_What is being asked_
Every line of the listing must be reproduced as it stands. Leave the images behind.

________________

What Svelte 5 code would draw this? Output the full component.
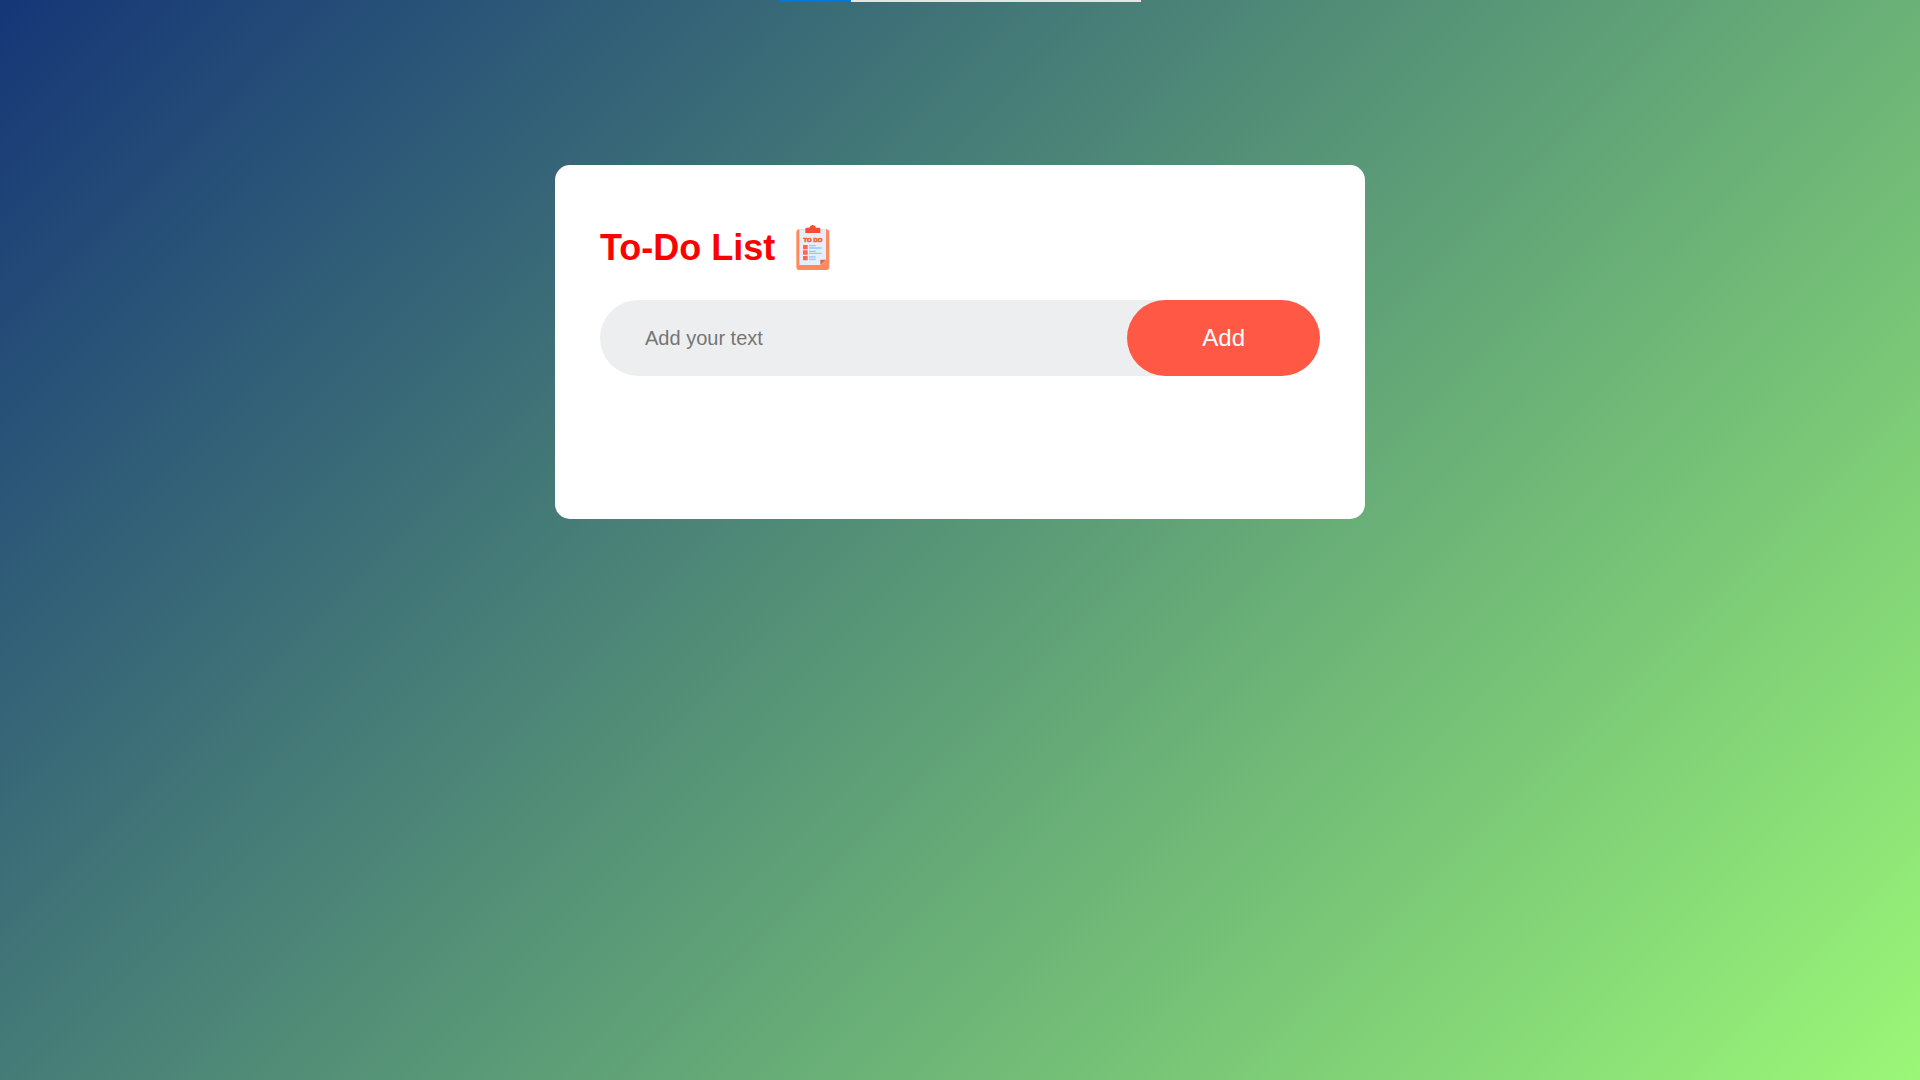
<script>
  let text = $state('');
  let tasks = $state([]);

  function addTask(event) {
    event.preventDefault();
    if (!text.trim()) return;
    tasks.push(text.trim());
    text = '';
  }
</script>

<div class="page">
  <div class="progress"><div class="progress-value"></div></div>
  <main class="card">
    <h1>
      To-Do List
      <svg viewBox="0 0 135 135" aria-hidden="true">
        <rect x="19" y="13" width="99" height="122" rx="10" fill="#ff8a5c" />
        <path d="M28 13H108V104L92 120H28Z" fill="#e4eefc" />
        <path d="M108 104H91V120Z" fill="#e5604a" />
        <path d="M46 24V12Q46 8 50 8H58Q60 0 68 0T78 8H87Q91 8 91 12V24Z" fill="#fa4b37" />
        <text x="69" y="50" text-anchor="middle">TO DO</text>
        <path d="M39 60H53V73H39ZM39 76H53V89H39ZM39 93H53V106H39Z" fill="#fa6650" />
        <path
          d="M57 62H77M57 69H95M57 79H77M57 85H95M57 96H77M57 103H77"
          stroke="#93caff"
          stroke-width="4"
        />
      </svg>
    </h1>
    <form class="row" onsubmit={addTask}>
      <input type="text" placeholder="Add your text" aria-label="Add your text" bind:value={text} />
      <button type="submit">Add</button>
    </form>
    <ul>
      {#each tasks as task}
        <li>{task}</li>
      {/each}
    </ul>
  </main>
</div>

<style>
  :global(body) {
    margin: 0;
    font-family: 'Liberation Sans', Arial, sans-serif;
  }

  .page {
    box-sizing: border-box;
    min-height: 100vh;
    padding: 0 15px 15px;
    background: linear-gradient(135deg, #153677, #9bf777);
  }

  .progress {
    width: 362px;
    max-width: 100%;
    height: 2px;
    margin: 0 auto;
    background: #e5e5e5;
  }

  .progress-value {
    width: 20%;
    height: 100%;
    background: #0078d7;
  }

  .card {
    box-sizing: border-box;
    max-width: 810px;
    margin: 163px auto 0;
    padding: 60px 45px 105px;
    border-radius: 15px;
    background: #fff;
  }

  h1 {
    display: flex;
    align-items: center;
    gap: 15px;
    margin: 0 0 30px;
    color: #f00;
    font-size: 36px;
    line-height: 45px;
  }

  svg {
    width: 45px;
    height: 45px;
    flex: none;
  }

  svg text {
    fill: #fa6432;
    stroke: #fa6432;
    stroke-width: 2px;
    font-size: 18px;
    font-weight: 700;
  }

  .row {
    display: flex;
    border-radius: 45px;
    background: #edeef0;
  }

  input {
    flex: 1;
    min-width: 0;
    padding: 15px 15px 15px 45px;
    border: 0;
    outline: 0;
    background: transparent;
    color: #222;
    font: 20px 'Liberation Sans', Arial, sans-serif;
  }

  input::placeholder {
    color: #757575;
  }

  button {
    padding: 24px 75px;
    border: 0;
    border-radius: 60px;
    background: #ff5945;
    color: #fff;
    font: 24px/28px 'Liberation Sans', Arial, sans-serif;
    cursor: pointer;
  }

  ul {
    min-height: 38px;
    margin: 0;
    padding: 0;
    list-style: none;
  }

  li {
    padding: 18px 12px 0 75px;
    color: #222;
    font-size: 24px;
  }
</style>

________________

_Complete response_
What Svelte 5 code would draw this? Output the full component.
<script>
  let text = $state('');
  let tasks = $state([]);

  function addTask(event) {
    event.preventDefault();
    if (!text.trim()) return;
    tasks.push(text.trim());
    text = '';
  }
</script>

<div class="page">
  <div class="progress"><div class="progress-value"></div></div>
  <main class="card">
    <h1>
      To-Do List
      <svg viewBox="0 0 135 135" aria-hidden="true">
        <rect x="19" y="13" width="99" height="122" rx="10" fill="#ff8a5c" />
        <path d="M28 13H108V104L92 120H28Z" fill="#e4eefc" />
        <path d="M108 104H91V120Z" fill="#e5604a" />
        <path d="M46 24V12Q46 8 50 8H58Q60 0 68 0T78 8H87Q91 8 91 12V24Z" fill="#fa4b37" />
        <text x="69" y="50" text-anchor="middle">TO DO</text>
        <path d="M39 60H53V73H39ZM39 76H53V89H39ZM39 93H53V106H39Z" fill="#fa6650" />
        <path
          d="M57 62H77M57 69H95M57 79H77M57 85H95M57 96H77M57 103H77"
          stroke="#93caff"
          stroke-width="4"
        />
      </svg>
    </h1>
    <form class="row" onsubmit={addTask}>
      <input type="text" placeholder="Add your text" aria-label="Add your text" bind:value={text} />
      <button type="submit">Add</button>
    </form>
    <ul>
      {#each tasks as task}
        <li>{task}</li>
      {/each}
    </ul>
  </main>
</div>

<style>
  :global(body) {
    margin: 0;
    font-family: 'Liberation Sans', Arial, sans-serif;
  }

  .page {
    box-sizing: border-box;
    min-height: 100vh;
    padding: 0 15px 15px;
    background: linear-gradient(135deg, #153677, #9bf777);
  }

  .progress {
    width: 362px;
    max-width: 100%;
    height: 2px;
    margin: 0 auto;
    background: #e5e5e5;
  }

  .progress-value {
    width: 20%;
    height: 100%;
    background: #0078d7;
  }

  .card {
    box-sizing: border-box;
    max-width: 810px;
    margin: 163px auto 0;
    padding: 60px 45px 105px;
    border-radius: 15px;
    background: #fff;
  }

  h1 {
    display: flex;
    align-items: center;
    gap: 15px;
    margin: 0 0 30px;
    color: #f00;
    font-size: 36px;
    line-height: 45px;
  }

  svg {
    width: 45px;
    height: 45px;
    flex: none;
  }

  svg text {
    fill: #fa6432;
    stroke: #fa6432;
    stroke-width: 2px;
    font-size: 18px;
    font-weight: 700;
  }

  .row {
    display: flex;
    border-radius: 45px;
    background: #edeef0;
  }

  input {
    flex: 1;
    min-width: 0;
    padding: 15px 15px 15px 45px;
    border: 0;
    outline: 0;
    background: transparent;
    color: #222;
    font: 20px 'Liberation Sans', Arial, sans-serif;
  }

  input::placeholder {
    color: #757575;
  }

  button {
    padding: 24px 75px;
    border: 0;
    border-radius: 60px;
    background: #ff5945;
    color: #fff;
    font: 24px/28px 'Liberation Sans', Arial, sans-serif;
    cursor: pointer;
  }

  ul {
    min-height: 38px;
    margin: 0;
    padding: 0;
    list-style: none;
  }

  li {
    padding: 18px 12px 0 75px;
    color: #222;
    font-size: 24px;
  }
</style>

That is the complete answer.